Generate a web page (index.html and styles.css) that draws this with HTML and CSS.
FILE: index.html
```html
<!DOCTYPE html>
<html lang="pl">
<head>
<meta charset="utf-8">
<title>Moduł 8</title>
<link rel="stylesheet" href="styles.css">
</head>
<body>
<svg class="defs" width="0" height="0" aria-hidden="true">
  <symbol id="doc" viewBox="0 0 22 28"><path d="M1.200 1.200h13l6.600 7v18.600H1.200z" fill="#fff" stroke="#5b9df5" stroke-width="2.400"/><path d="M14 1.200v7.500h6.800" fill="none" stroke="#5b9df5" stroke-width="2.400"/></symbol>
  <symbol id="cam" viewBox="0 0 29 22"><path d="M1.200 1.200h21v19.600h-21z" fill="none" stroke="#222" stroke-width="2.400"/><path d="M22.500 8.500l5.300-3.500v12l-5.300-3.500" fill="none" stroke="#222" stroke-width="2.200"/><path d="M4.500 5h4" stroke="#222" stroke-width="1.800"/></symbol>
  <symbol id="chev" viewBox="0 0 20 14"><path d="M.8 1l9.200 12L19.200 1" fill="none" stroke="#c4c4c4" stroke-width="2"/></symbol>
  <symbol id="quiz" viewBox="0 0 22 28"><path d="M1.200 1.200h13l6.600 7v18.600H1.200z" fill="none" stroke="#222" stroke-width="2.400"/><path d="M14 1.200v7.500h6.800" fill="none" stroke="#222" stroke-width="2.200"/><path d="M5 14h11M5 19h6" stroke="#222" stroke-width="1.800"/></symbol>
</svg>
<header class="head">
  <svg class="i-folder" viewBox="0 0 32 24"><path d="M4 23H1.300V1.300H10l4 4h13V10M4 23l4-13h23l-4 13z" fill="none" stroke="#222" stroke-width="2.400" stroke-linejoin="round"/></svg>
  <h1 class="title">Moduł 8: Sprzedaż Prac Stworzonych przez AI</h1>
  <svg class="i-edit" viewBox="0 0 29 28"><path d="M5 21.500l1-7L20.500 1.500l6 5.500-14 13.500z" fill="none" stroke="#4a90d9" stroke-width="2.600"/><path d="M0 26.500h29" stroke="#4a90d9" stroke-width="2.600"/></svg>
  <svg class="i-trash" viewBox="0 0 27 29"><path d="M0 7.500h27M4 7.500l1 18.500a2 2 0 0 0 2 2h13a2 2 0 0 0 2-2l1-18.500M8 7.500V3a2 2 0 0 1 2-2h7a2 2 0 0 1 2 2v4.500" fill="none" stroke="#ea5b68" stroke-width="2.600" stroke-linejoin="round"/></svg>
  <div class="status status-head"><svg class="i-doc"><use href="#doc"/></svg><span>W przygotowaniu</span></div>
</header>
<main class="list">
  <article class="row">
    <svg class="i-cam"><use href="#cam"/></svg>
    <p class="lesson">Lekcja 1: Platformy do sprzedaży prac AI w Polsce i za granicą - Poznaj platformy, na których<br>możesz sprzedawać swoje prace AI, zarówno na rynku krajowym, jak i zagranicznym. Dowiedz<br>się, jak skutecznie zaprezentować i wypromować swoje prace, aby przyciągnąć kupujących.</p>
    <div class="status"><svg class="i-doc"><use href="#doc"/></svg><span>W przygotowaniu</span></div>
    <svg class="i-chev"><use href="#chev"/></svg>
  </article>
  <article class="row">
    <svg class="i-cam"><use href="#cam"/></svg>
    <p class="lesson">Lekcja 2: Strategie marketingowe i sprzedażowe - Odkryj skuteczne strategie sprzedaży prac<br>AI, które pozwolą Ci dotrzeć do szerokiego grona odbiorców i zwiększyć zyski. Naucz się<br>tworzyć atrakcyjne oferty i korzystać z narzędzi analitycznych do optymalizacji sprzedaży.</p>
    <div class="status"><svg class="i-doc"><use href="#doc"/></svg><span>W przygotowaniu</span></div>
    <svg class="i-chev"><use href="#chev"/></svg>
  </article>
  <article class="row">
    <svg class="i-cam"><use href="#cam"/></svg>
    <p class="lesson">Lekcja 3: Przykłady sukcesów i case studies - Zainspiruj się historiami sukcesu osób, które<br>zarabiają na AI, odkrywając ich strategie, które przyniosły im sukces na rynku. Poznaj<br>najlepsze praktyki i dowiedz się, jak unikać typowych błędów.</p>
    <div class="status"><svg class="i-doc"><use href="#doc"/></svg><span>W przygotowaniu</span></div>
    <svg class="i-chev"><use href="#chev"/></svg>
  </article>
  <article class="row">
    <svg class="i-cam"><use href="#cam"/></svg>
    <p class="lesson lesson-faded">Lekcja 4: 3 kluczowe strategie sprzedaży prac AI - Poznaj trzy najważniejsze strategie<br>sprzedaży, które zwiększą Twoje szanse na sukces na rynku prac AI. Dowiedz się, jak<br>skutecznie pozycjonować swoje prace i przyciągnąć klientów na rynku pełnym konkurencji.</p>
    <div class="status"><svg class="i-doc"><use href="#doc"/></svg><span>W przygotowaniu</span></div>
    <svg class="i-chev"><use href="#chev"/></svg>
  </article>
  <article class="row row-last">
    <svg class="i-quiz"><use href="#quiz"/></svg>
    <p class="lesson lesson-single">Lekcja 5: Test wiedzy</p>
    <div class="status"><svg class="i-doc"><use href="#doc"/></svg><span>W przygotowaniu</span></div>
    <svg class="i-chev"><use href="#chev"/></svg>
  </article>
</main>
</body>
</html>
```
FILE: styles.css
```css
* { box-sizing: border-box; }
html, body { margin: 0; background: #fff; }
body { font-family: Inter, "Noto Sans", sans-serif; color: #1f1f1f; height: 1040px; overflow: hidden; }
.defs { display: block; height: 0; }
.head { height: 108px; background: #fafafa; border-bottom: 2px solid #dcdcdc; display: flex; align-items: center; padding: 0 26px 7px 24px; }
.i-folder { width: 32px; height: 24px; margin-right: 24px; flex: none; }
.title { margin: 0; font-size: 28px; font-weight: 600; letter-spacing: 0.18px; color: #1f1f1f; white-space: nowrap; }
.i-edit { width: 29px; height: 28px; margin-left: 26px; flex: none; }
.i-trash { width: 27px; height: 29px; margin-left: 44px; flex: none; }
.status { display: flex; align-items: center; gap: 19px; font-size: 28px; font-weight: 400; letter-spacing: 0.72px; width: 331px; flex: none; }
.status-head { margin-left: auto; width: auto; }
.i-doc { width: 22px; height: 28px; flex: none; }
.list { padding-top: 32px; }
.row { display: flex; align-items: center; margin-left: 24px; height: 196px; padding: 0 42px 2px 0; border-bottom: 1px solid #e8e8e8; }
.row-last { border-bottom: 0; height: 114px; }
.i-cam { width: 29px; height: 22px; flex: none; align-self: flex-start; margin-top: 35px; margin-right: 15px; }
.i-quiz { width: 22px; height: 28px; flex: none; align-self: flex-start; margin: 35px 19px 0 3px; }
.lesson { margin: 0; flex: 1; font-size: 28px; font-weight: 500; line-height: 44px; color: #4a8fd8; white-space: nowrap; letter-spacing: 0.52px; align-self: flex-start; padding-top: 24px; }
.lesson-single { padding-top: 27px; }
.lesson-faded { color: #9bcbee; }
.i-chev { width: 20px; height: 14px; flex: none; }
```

-=-=-

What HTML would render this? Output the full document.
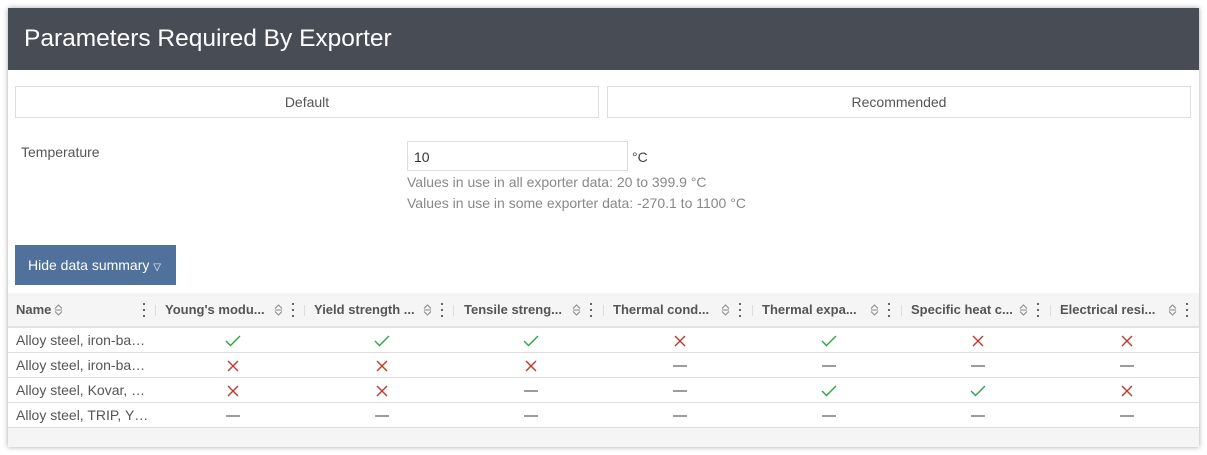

-=-=-

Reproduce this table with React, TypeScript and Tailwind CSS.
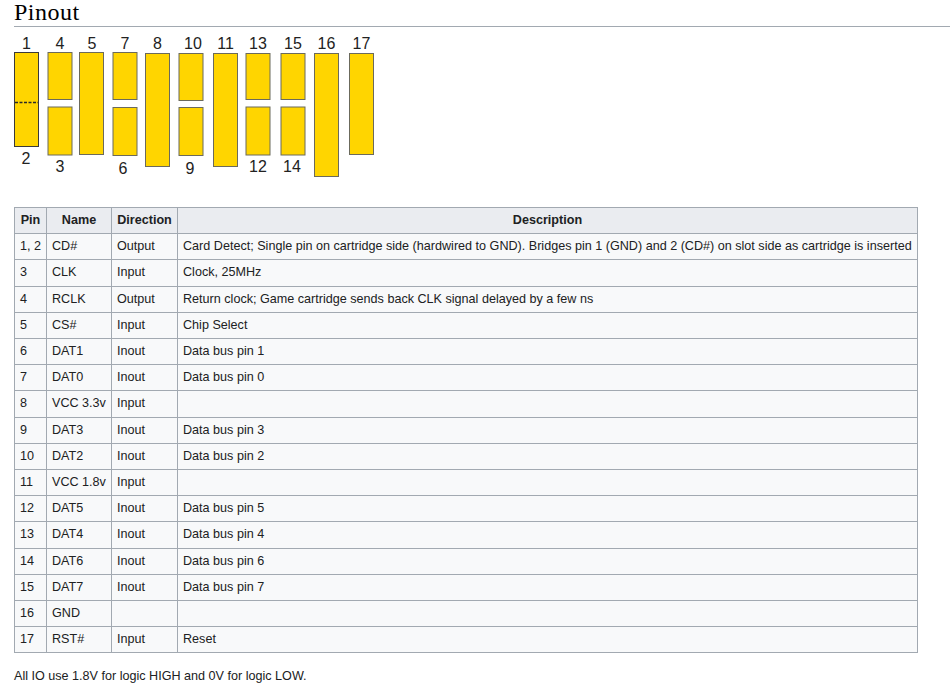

-=-=-

*Given instruction:* Copy out every line of the listing that contains the string "this".

*Output of the task:*
Generate a web page (index.html and styles.css) that draws this with HTML and CSS.
What HTML would render this? Output the full document.
Reproduce this table with React, TypeScript and Tailwind CSS.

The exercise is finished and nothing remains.